After a two-film hiatus, I saw Allen’s latest, Café Society, which works as a kitchen sink of the filmmaker’s recurring problems and annoyances.
For starters, predatory age difference is a pervasive blight that runs through his catalogue, to the point I have to suggest he’s not unself-conscious as much as he is unconscientious. No matter the amount of high profile shots fired at Allen (in both his work and his personal life), a relationship fraught with an age disparity resembling his own problematic relationship is inevitable.
In Café Society, it’s between the horribly miscast and uncharacteristically wooden Steve Carell and Kristen Stewart, who’s given next to nothing to work with. It’s an age difference almost identical to the one between Colin Firth and Emma Stone in 2014’s Magic in the Moonlight. A friend apprehended this relentless need to cast older men next to much younger women the ultimate exercise of privilege. In spite of intermittent public claims and ubiquitous suspicion of Allen’s history of sexual abuse, he doesn’t cower from depicting amorous relationships between a father-daughter-aged couple. He won’t be convicted, and he’ll still get to make the films he wants.
Beyond age difference, the films themselves feel predatory. In lieu of backstory, motivation, or any texture whatsoever, Kristen Stewart’s Vonnie is only defined in relation to whether Carell or Eisenberg’s characters are in love with her. In fact, we know more about Candy, a prostitute Eisenberg’s Bobby hires, through a solitary scene than we ever learn about Vonnie.

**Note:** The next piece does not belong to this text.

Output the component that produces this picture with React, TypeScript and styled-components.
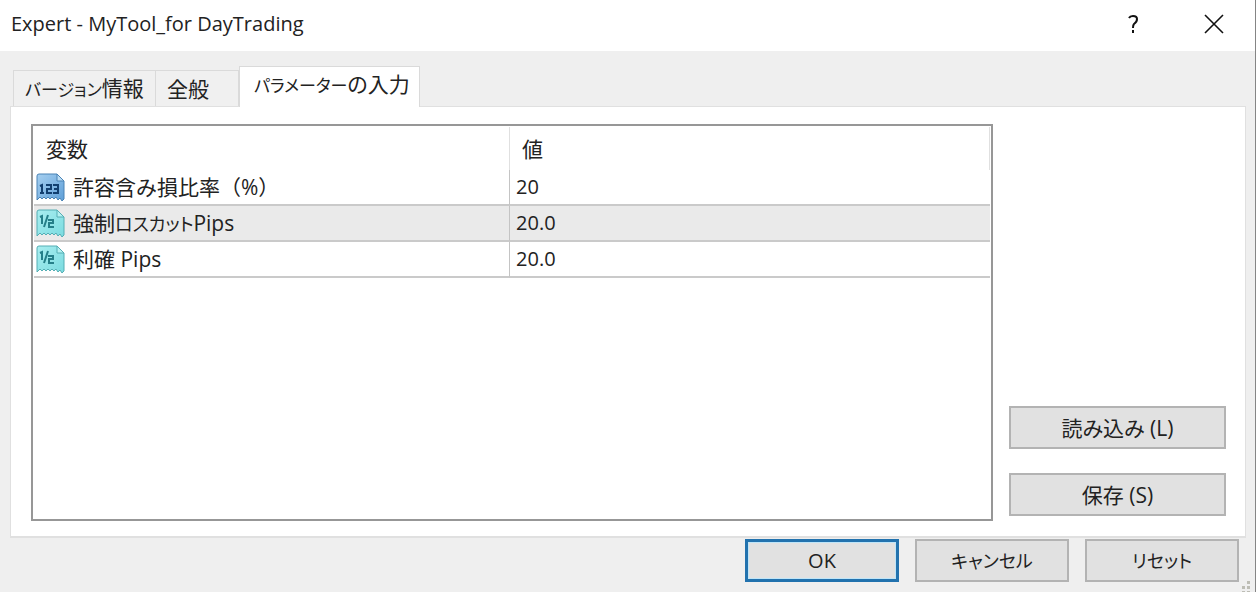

Anyhow, the fact that we only see Vonnie in reference to being wanted feels both lazy and raptorial. This isn’t new. I recently revisited Allen’s 1980 film, Stardust Memories, which I’ve always been exceedingly fond of. But its charm had all but worn off. Aside from feeling like a paltry attempt at existentialism, the film becomes vignettes of Allen’s Sandy hitting on women, coercing them from their present situations. I used to find Sandy Bates so endearing, but now he come across as not much more than petulant. (It surely doesn’t help that he’s accused of hitting on a 14 year-old...like, Woody Allen actually wrote that for his own character.)
I also found, during Café Society, that I’m finally feeling the flaws that critics have been throwing his way for the past couple decades. Basically, that he’s overwrought, that he can only make slight variations of the same movie. Whether it’s the dead-horse themes of luck and nostalgia for the golden age or the tired scenes of the pontificating philosopher and the bumbling neurotic traversing the uncomfortable (e.g. paid sex), it’s easy to see these as grating and telegraphed. It’s easy to ask, in the face of Allen’s prolificacy, “Why? Who cares?” With each film, it increasingly feels like Allen’s mental aerobics are packaged to us as entertainment. Instead of doing crossword puzzles, the man makes films.
I’ve heard a lot of people over the past few years say they’re done supporting Woody Allen’s films with their wallet. But there’s an unfortunate catch-22 with the idea that there’s anything we can do as consumers to protest the filmmaker. I already don’t often feel agency as a consumer, but especially in regards to Woody Allen, my dollars don’t mean a thing. It’s hard to think that audiences mean anything when a guy has a lifetime deal with studios. Hollywood execs aren’t paying attention to the box office to make decisions about the next Woody Allen film. He has carte blanche infinitum.
What can we do? We can talk about him and his films, we can interrogate why the pervasive perversion has been given such a hearty pass, by myself, viewers, and producers. We can go see his films to talk more about them...if we can muster the energy to care about them.
The premise of this thought that I no longer feel an allegiance to one of my favorites, to a filmmaker who meant so much to my education, might come across as sad. But it’s not. To lose that allegiance is to discard its rose-tinted glasses, to not feel a pressure to like something, to not feel like you have something at stake when all you’re doing is watching a movie, listening to a record, reading a book, etc. is an absolutely liberating sensation. It’s unfortunate that his work is so riddled with problems - and just boring - but it feels good to be able to see that.